Standing in an interesting contrast to last evening’s report that the Chicago Cubs were not on Cole Hamels’ lengthy no-trade list (I still have some questions about that), here’s something new from Jon Morosi:
Justin Upton's updated no-trade list allows him to block deals to Cubs, Brewers, Indians, and Blue Jays, source says. @FOXSports
— Jon Morosi (@jonmorosi) November 11, 2014
I have made no secret that I’d like to see the Cubs pick up a quality, short-term outfielder like Upton this offseason (indeed, Upton is probably right up there at the top of the list), so this news is extremely relevant.
You’re wondering how this contrasts to the Hamels situation, and what we should make of Upton’s decision to put the Cubs on his no-trade list.
Well, this is a very different situation from Hamels in a number of respects.

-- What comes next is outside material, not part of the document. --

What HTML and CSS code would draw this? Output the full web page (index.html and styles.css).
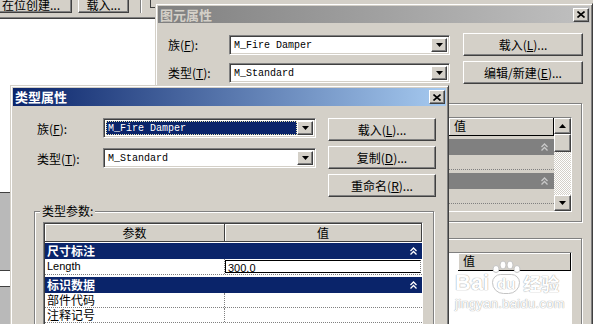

For one thing, Hamels can name 20 teams to which he cannot be traded without permission, whereas Upton can name just 4. That changes the calculus in which teams you select quite a bit – Hamels can name a bunch of teams he legitimately doesn’t want to go to, AND name a bunch of teams purely for trade leverage purposes. Upton does not have that luxury. For another thing, Upton doesn’t have a team option at the end of his deal that would make for an obvious leverage point in approving a trade, which was one of the reasons we were so easily able to conclude that some of the teams on Hamels’ no-trade list were likely there for leverage purposes.
So, then, what doest this mean? Well, it’s possible that Upton flat-out doesn’t want to come to the Cubs. If you look at the other three teams, I could make an argument that it looks like a collection of places Upton simply doesn’t want to go (with apologies to Milwaukee, Cleveland, and Toronto, they are not always the most popular destinations for players, in terms of the location).
I suppose it’s possible that Upton and his reps believe the Cubs are a likely trade candidate, and Upton elected to put on his list three teams he simply didn’t like, and one team for leverage. That leverage being … an extension demand? As I said, I guess it’s possible.
In the end, given the very small list and the composition of the teams, I’m not particularly optimistic that Upton will be traded to the Cubs any time soon. Sure, it’s possible a deal could still be struck and Upton would give it the OK (he previously blocked a deal to the Mariners before being traded to the Braves), but, unlike a very large list that includes many teams for many reasons, this is a small list. The Cubs are on there for a reason, whatever it might be.
At least there are lots of outfield trade candidates out there this year, from Upton’s teammate Jason Heyward to Denard Span to Alex Gordon to Michael Saunders to the Red Sox’s abundance of guys to the Dodgers’ crowded lot.